- **Required work**
Starting from the top of the material, restate each line exactly until the line that contains "cells: Record<number, Cell>;", which is also copied. Pictures are excluded.

- **Available data**
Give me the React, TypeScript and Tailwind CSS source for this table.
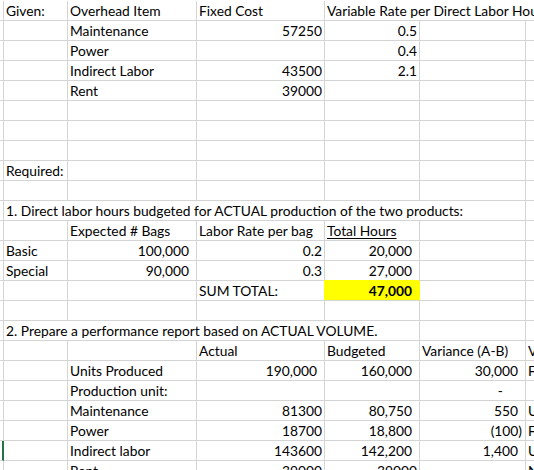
import React from 'react';

type Kind = 'l' | 'g' | 'a' | 'n' | 'd';
type Cell = { t: string; k?: Kind; b?: boolean; u?: boolean; y?: boolean };
type Row = { cells: Record<number, Cell>; hide?: number[]; green?: boolean };

const colW = ['w-[4px]', 'w-[64px]', 'w-[129px]', 'w-[128px]', 'w-[95px]', 'w-[106px]', 'w-[80px]'];

const kindCls: Record<Kind, string> = {
  l: 'justify-start pl-[2px]',
  g: 'justify-end pr-[2px]',
  a: 'justify-end pr-[7px]',
  n: 'justify-end pr-[3px]',
  d: 'justify-end pr-[22px]',
};

const rows: Row[] = [
  {
    cells: {
      1: { t: 'Given:' },
      2: { t: 'Overhead Item' },
      3: { t: 'Fixed Cost' },
      4: { t: 'Variable Rate per Direct Labor Hours' },
    },
    hide: [4, 5],
  },
  { cells: { 2: { t: 'Maintenance' }, 3: { t: '57250', k: 'g' }, 4: { t: '0.5', k: 'g' } } },
  { cells: { 2: { t: 'Power' }, 4: { t: '0.4', k: 'g' } } },
  { cells: { 2: { t: 'Indirect Labor' }, 3: { t: '43500', k: 'g' }, 4: { t: '2.1', k: 'g' } } },
  { cells: { 2: { t: 'Rent' }, 3: { t: '39000', k: 'g' } } },
  { cells: {} },
  { cells: {} },
  { cells: {} },
  { cells: { 1: { t: 'Required:' } } },
  { cells: {} },
  {
    cells: { 1: { t: '1. Direct labor hours budgeted for ACTUAL production of the two products:' } },
    hide: [1, 2, 3, 4],
  },
  {
    cells: {
      2: { t: 'Expected # Bags' },
      3: { t: 'Labor Rate per bag' },
      4: { t: 'Total Hours', u: true },
    },
  },
  {
    cells: {
      1: { t: 'Basic' },
      2: { t: '100,000', k: 'a' },
      3: { t: '0.2', k: 'g' },
      4: { t: '20,000', k: 'a' },
    },
  },
  {
    cells: {
      1: { t: 'Special' },
      2: { t: '90,000', k: 'a' },
      3: { t: '0.3', k: 'g' },
      4: { t: '27,000', k: 'a' },
    },
  },
  {
    cells: {
      3: { t: 'SUM TOTAL:' },
      4: { t: '47,000', k: 'a', b: true, y: true },
    },
  },
  { cells: {} },
  {
    cells: { 1: { t: '2. Prepare a performance report based on ACTUAL VOLUME.' } },
    hide: [1, 2, 3],
  },
  {
    cells: {
      3: { t: 'Actual' },
      4: { t: 'Budgeted' },
      5: { t: 'Variance (A-B)' },
      6: { t: 'Variance' },
    },
  },
  {
    cells: {
      2: { t: 'Units Produced' },
      3: { t: '190,000', k: 'a' },
      4: { t: '160,000', k: 'a' },
      5: { t: '30,000', k: 'a' },
      6: { t: 'F' },
    },
  },
  { cells: { 2: { t: 'Production unit:' }, 5: { t: '-', k: 'd' } } },
  {
    cells: {
      2: { t: 'Maintenance' },
      3: { t: '81300', k: 'g' },
      4: { t: '80,750', k: 'a' },
      5: { t: '550', k: 'a' },
      6: { t: 'U' },
    },
  },
  {
    cells: {
      2: { t: 'Power' },
      3: { t: '18700', k: 'g' },
      4: { t: '18,800', k: 'a' },
      5: { t: '(100)', k: 'n' },
      6: { t: 'F' },
    },
  },
  {
    cells: {
      2: { t: 'Indirect labor' },
      3: { t: '143600', k: 'g' },
      4: { t: '142,200', k: 'a' },
      5: { t: '1,400', k: 'a' },
      6: { t: 'U' },
    },
    green: true,
  },
  {
    cells: {
      2: { t: 'Rent' },
      3: { t: '39000', k: 'g' },
      4: { t: '39000', k: 'g' },
      6: { t: 'N' },
    },
  },
  { cells: {} },
];

function SheetRow({ row }: { row: Row }) {
  return (
    <div className="flex">
      {colW.map((w, i) => {
        const cell = row.cells[i];
        const hidden = row.hide?.includes(i);
        const kind: Kind = cell?.k ?? 'l';
        let border = 'border-r border-[#d4d4d4]';
        if (hidden) border = 'border-r-0 border-[#d4d4d4]';
        if (i === 0 && row.green) border = 'border-r-2 border-r-[#217346] border-b-[#d4d4d4]';
        if (cell?.y) border = 'border-r border-r-[#ffff00] border-b-[#d4d4d4] bg-[#ffff00] shadow-[-1px_-1px_0_0_#ffff00]';
        return (
          <div
            key={i}
            className={`${w} ${border} ${kindCls[kind]} shrink-0 h-[20px] border-b flex items-end whitespace-nowrap leading-[19px]`}
          >
            {cell ? (
              <span
                className={`${cell.b ? 'font-bold' : ''} ${cell.u ? 'underline decoration-1 underline-offset-2' : ''}`}
              >
                {cell.t}
              </span>
            ) : null}
          </div>
        );
      })}
    </div>
  );
}

export default function App() {
  return (
    <div className="w-[534px] h-[470px] overflow-hidden bg-white pt-px font-['Lato',sans-serif] text-[13.8px] text-black">
      <div className="flex flex-col">
        {rows.map((r, idx) => (
          <SheetRow key={idx} row={r} />
        ))}
      </div>
    </div>
  );
}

- **Problem solution**
Give me the React, TypeScript and Tailwind CSS source for this table.
import React from 'react';

type Kind = 'l' | 'g' | 'a' | 'n' | 'd';
type Cell = { t: string; k?: Kind; b?: boolean; u?: boolean; y?: boolean };
type Row = { cells: Record<number, Cell>; hide?: number[]; green?: boolean };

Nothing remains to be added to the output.